"The strongest evidence we have to date of a link between diet and acne comes from the glycemic index studies," says Whitney P. Bowe, MD, FAAD, who is the lead author of the article "Diet and Acne," published in the Journal of the American Academy of Dermatology. "These studies show that low-glycemic index diets may improve acne. The consumption of high-glycemic index foods appears to trigger a cascade of responses, which can lead to acne through effects on growth hormones and sex hormones," Bowe adds.
A study of 23 Australian males ages 15–25 who followed a strict, low-glycemic load (LGL) diet experienced significant improvement in acne severity by adhering to a LGL diet. However, the participants in the LGL group also lost weight, which means the LGL diet may not solely be attributed to the outcome. Specifically, studies have also shown that acne improves when the patients' blood sugar levels are controlled and a low-carbohydrate diet stabilizes hormones.
Although there is weak evidence that dairy also impacts acne, Bowe says there's still a possibility that an association may exist. While there were several flaws in the studies, "Dairy does appear to be weakly associated with acne, with the strongest association being skim milk," according to Bowe. While the exact mechanism behind this association is unclear, she suspects that hormones and growth factors in milk might play a role.

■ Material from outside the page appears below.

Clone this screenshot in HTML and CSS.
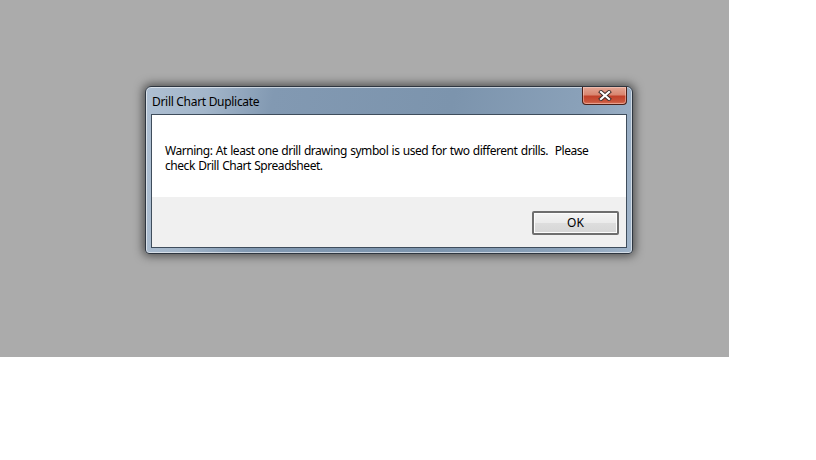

The doctor also offers the following tips:
- Watch for food triggers that may seem to aggravate acne.
- Keep a food diary and share it with your dermatologist.
- Be patient. It may take up to 12 weeks of a diet change to determine if certain foods are contributing to acne.
- Continue following your regular acne treatment routine. Diet changes are only a small part of an acne treatment plan and are meant to be used in conjunction with proven medical therapies for acne.